Code that builds pages
--

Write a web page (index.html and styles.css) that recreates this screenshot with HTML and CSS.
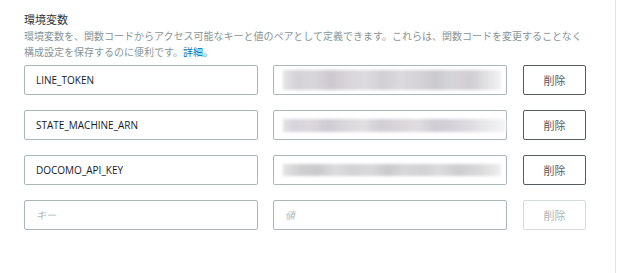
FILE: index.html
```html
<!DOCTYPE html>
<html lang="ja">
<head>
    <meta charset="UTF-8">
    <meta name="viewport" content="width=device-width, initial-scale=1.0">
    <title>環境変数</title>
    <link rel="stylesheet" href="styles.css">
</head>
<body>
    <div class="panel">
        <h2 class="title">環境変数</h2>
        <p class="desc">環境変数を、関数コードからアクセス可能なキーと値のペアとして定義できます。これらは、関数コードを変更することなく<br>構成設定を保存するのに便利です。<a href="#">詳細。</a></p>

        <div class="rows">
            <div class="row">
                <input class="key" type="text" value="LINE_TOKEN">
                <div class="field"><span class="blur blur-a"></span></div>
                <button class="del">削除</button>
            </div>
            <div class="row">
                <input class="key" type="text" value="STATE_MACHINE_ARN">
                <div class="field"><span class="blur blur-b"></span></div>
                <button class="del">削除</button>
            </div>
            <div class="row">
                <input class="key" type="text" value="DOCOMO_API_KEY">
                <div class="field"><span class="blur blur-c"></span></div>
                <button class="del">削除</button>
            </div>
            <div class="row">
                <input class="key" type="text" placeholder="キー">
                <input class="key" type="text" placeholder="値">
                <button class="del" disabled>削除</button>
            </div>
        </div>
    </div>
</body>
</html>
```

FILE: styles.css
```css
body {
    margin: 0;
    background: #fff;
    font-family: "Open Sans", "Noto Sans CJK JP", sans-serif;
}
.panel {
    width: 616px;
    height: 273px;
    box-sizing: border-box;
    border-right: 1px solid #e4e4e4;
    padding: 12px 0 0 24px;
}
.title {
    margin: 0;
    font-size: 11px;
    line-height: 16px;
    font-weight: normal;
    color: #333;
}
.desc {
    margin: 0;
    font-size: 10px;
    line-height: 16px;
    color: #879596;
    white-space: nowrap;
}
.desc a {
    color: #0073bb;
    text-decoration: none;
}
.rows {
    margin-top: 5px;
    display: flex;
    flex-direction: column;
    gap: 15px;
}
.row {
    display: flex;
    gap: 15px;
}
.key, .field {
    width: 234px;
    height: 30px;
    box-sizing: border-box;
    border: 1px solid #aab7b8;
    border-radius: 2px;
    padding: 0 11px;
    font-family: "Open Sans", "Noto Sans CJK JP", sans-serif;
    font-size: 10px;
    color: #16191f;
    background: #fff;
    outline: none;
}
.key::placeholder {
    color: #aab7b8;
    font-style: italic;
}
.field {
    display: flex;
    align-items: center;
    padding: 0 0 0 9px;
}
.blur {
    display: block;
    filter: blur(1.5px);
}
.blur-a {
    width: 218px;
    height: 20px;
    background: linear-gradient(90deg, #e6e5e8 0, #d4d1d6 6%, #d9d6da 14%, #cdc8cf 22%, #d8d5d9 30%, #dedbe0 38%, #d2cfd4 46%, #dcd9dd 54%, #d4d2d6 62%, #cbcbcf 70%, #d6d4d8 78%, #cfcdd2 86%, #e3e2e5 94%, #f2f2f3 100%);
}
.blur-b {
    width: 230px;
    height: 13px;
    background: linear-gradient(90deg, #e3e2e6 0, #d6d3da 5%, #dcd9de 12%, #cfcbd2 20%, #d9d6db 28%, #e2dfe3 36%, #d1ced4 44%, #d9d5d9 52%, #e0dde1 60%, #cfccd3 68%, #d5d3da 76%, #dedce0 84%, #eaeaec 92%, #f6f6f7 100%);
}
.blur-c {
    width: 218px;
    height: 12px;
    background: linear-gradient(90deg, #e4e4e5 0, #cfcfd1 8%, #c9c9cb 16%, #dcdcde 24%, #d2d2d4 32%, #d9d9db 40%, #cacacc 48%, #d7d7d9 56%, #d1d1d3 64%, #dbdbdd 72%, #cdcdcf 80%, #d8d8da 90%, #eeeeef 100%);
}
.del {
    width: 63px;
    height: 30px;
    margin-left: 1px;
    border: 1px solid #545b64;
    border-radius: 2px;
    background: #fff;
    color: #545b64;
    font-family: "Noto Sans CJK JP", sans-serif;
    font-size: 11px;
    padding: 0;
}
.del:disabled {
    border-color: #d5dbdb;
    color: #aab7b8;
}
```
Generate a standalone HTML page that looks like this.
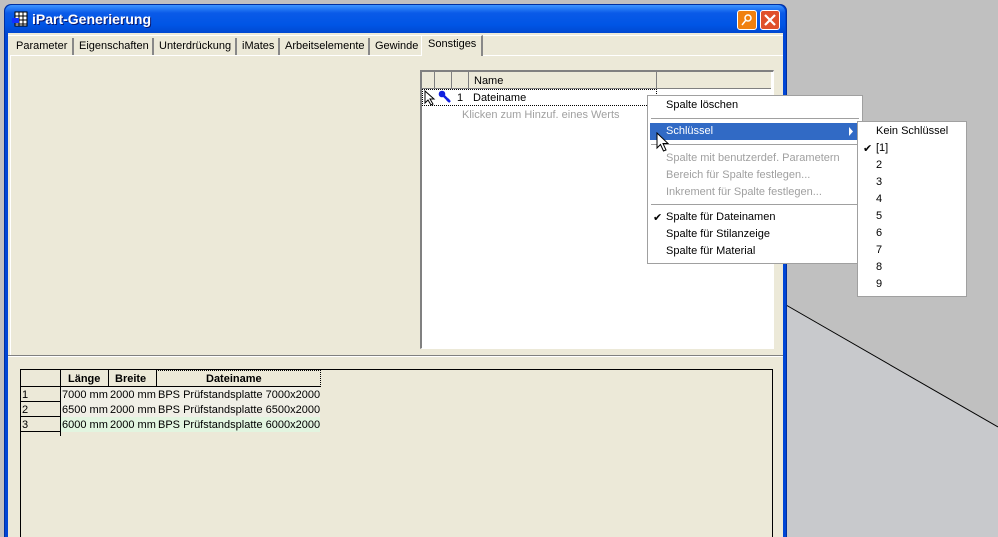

--

## WHAT THIS TASK INVOLVES
Reproduce the listing exactly. Leave its pictures out.

## THE ANSWER
Write a web page (index.html and styles.css) that recreates this screenshot with HTML and CSS.
FILE: index.html
```html
<!DOCTYPE html>
<html lang="ja">
<head>
    <meta charset="UTF-8">
    <meta name="viewport" content="width=device-width, initial-scale=1.0">
    <title>環境変数</title>
    <link rel="stylesheet" href="styles.css">
</head>
<body>
    <div class="panel">
        <h2 class="title">環境変数</h2>
        <p class="desc">環境変数を、関数コードからアクセス可能なキーと値のペアとして定義できます。これらは、関数コードを変更することなく<br>構成設定を保存するのに便利です。<a href="#">詳細。</a></p>

        <div class="rows">
            <div class="row">
                <input class="key" type="text" value="LINE_TOKEN">
                <div class="field"><span class="blur blur-a"></span></div>
                <button class="del">削除</button>
            </div>
            <div class="row">
                <input class="key" type="text" value="STATE_MACHINE_ARN">
                <div class="field"><span class="blur blur-b"></span></div>
                <button class="del">削除</button>
            </div>
            <div class="row">
                <input class="key" type="text" value="DOCOMO_API_KEY">
                <div class="field"><span class="blur blur-c"></span></div>
                <button class="del">削除</button>
            </div>
            <div class="row">
                <input class="key" type="text" placeholder="キー">
                <input class="key" type="text" placeholder="値">
                <button class="del" disabled>削除</button>
            </div>
        </div>
    </div>
</body>
</html>
```

FILE: styles.css
```css
body {
    margin: 0;
    background: #fff;
    font-family: "Open Sans", "Noto Sans CJK JP", sans-serif;
}
.panel {
    width: 616px;
    height: 273px;
    box-sizing: border-box;
    border-right: 1px solid #e4e4e4;
    padding: 12px 0 0 24px;
}
.title {
    margin: 0;
    font-size: 11px;
    line-height: 16px;
    font-weight: normal;
    color: #333;
}
.desc {
    margin: 0;
    font-size: 10px;
    line-height: 16px;
    color: #879596;
    white-space: nowrap;
}
.desc a {
    color: #0073bb;
    text-decoration: none;
}
.rows {
    margin-top: 5px;
    display: flex;
    flex-direction: column;
    gap: 15px;
}
.row {
    display: flex;
    gap: 15px;
}
.key, .field {
    width: 234px;
    height: 30px;
    box-sizing: border-box;
    border: 1px solid #aab7b8;
    border-radius: 2px;
    padding: 0 11px;
    font-family: "Open Sans", "Noto Sans CJK JP", sans-serif;
    font-size: 10px;
    color: #16191f;
    background: #fff;
    outline: none;
}
.key::placeholder {
    color: #aab7b8;
    font-style: italic;
}
.field {
    display: flex;
    align-items: center;
    padding: 0 0 0 9px;
}
.blur {
    display: block;
    filter: blur(1.5px);
}
.blur-a {
    width: 218px;
    height: 20px;
    background: linear-gradient(90deg, #e6e5e8 0, #d4d1d6 6%, #d9d6da 14%, #cdc8cf 22%, #d8d5d9 30%, #dedbe0 38%, #d2cfd4 46%, #dcd9dd 54%, #d4d2d6 62%, #cbcbcf 70%, #d6d4d8 78%, #cfcdd2 86%, #e3e2e5 94%, #f2f2f3 100%);
}
.blur-b {
    width: 230px;
    height: 13px;
    background: linear-gradient(90deg, #e3e2e6 0, #d6d3da 5%, #dcd9de 12%, #cfcbd2 20%, #d9d6db 28%, #e2dfe3 36%, #d1ced4 44%, #d9d5d9 52%, #e0dde1 60%, #cfccd3 68%, #d5d3da 76%, #dedce0 84%, #eaeaec 92%, #f6f6f7 100%);
}
.blur-c {
    width: 218px;
    height: 12px;
    background: linear-gradient(90deg, #e4e4e5 0, #cfcfd1 8%, #c9c9cb 16%, #dcdcde 24%, #d2d2d4 32%, #d9d9db 40%, #cacacc 48%, #d7d7d9 56%, #d1d1d3 64%, #dbdbdd 72%, #cdcdcf 80%, #d8d8da 90%, #eeeeef 100%);
}
.del {
    width: 63px;
    height: 30px;
    margin-left: 1px;
    border: 1px solid #545b64;
    border-radius: 2px;
    background: #fff;
    color: #545b64;
    font-family: "Noto Sans CJK JP", sans-serif;
    font-size: 11px;
    padding: 0;
}
.del:disabled {
    border-color: #d5dbdb;
    color: #aab7b8;
}
```
Generate a standalone HTML page that looks like this.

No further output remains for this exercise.